• **Task**
Locate and copy all lines bearing the word "this".

• **Material shown**

■ ■ ■ ■ ■

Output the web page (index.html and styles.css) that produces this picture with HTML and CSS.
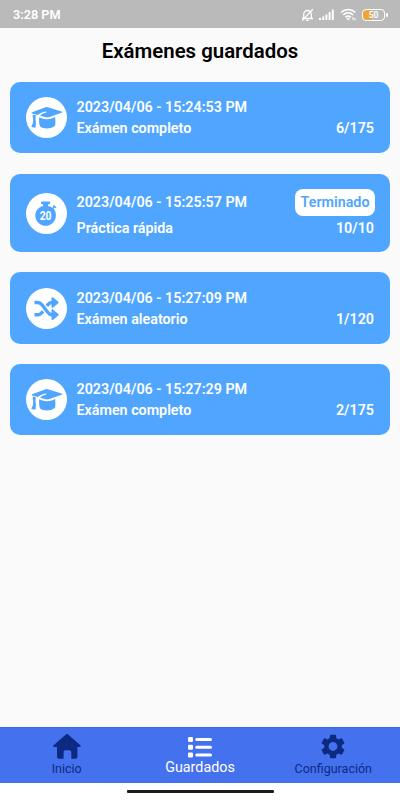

■ ■ ■ ■ ■

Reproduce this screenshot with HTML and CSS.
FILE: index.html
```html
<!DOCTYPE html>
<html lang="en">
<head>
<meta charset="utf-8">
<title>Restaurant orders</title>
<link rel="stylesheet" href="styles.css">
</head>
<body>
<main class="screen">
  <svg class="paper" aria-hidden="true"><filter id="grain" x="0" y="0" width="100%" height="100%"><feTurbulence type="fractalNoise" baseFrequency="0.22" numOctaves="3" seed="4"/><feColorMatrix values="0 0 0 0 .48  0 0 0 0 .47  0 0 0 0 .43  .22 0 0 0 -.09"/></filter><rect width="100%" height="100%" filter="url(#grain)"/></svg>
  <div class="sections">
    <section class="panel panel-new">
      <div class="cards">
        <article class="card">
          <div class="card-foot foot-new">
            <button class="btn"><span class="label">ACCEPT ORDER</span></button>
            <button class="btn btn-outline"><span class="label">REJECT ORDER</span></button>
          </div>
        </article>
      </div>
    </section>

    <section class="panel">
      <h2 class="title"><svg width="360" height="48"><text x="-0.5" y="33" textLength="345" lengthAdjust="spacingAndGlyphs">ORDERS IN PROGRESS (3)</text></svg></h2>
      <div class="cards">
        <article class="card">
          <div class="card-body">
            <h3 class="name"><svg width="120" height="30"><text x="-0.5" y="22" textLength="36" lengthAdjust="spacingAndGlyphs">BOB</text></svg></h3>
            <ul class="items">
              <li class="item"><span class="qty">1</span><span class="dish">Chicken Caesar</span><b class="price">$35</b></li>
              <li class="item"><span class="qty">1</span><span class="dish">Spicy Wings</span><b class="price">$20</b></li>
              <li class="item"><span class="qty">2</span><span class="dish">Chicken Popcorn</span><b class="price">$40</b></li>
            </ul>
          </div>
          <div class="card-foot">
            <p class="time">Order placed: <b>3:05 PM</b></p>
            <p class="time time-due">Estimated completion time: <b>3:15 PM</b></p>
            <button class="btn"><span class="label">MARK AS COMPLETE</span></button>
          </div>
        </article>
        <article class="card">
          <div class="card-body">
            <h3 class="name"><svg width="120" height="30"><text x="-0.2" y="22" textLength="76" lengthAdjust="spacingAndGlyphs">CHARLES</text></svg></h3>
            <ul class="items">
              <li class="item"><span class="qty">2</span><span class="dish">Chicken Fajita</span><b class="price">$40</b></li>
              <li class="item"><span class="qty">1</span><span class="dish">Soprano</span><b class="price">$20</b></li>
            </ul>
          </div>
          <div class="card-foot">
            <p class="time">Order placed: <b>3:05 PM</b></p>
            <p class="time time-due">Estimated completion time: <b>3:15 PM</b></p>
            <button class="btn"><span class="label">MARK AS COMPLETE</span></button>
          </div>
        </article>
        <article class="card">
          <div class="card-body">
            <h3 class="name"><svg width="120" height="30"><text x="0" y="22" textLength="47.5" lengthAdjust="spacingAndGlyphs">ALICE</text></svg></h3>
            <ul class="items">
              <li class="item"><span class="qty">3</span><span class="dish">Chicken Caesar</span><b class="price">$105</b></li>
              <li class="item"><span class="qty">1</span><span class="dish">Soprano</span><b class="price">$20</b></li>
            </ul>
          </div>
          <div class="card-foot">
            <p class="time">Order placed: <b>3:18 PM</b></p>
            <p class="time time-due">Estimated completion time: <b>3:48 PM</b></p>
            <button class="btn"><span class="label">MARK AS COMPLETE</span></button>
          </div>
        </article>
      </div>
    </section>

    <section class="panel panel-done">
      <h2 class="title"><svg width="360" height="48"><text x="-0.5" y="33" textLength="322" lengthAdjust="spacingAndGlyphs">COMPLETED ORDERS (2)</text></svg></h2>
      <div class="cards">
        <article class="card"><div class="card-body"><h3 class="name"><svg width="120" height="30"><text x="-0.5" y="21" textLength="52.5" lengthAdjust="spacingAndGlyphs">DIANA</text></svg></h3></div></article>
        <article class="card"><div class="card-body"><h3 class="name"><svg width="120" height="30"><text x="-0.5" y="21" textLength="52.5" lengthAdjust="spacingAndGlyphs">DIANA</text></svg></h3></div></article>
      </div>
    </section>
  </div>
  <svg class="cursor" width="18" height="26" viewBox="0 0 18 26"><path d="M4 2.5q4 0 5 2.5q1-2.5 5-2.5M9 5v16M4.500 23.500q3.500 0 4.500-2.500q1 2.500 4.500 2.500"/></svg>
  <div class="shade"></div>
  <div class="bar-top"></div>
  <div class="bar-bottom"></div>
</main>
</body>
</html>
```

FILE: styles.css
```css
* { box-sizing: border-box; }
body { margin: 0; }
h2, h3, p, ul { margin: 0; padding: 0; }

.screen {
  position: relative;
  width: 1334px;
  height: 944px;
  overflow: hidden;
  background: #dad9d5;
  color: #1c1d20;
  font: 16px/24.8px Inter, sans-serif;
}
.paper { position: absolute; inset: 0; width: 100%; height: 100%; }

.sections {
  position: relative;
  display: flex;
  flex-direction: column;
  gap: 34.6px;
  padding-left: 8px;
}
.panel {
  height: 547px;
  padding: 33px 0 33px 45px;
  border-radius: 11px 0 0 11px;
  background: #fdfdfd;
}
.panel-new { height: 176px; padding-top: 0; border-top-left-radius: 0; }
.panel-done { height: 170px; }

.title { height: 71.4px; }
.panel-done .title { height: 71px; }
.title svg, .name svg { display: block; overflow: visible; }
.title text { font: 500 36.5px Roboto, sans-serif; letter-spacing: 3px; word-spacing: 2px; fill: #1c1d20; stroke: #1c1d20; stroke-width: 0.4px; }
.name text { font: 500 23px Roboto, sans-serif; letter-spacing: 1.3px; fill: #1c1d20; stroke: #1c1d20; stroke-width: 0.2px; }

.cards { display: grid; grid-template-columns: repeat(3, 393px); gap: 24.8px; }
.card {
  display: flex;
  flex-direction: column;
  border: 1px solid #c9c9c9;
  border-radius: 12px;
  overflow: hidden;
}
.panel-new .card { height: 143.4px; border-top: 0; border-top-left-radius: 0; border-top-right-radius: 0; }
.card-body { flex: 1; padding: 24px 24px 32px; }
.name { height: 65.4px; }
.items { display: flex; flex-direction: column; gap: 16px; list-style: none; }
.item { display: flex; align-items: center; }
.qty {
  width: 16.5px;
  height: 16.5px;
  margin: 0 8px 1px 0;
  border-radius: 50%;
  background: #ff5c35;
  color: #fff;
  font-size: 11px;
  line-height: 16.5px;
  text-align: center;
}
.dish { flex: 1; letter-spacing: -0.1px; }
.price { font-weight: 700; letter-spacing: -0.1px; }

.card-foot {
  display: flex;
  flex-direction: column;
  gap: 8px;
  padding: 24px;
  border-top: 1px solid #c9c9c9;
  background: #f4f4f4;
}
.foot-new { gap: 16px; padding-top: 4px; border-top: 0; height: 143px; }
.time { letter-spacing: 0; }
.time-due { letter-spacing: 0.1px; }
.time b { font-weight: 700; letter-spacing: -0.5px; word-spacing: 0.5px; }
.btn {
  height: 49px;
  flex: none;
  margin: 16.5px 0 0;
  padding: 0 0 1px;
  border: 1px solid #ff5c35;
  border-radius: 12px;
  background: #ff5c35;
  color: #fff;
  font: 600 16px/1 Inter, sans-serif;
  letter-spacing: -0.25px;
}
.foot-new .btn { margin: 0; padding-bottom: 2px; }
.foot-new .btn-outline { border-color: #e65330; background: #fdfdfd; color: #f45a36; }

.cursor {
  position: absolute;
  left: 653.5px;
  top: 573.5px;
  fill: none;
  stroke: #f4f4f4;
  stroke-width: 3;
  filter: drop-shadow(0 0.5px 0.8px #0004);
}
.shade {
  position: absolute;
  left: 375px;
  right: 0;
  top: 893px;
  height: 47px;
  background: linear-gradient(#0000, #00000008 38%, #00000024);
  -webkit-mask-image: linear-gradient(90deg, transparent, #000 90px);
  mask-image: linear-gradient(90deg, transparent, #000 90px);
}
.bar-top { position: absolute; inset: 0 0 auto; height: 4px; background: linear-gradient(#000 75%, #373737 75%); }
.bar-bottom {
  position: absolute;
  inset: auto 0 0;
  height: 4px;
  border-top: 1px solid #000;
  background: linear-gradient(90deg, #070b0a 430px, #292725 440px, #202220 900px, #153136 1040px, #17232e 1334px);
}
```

■ ■ ■ ■ ■

• **Expected output**
Output the web page (index.html and styles.css) that produces this picture with HTML and CSS.
Reproduce this screenshot with HTML and CSS.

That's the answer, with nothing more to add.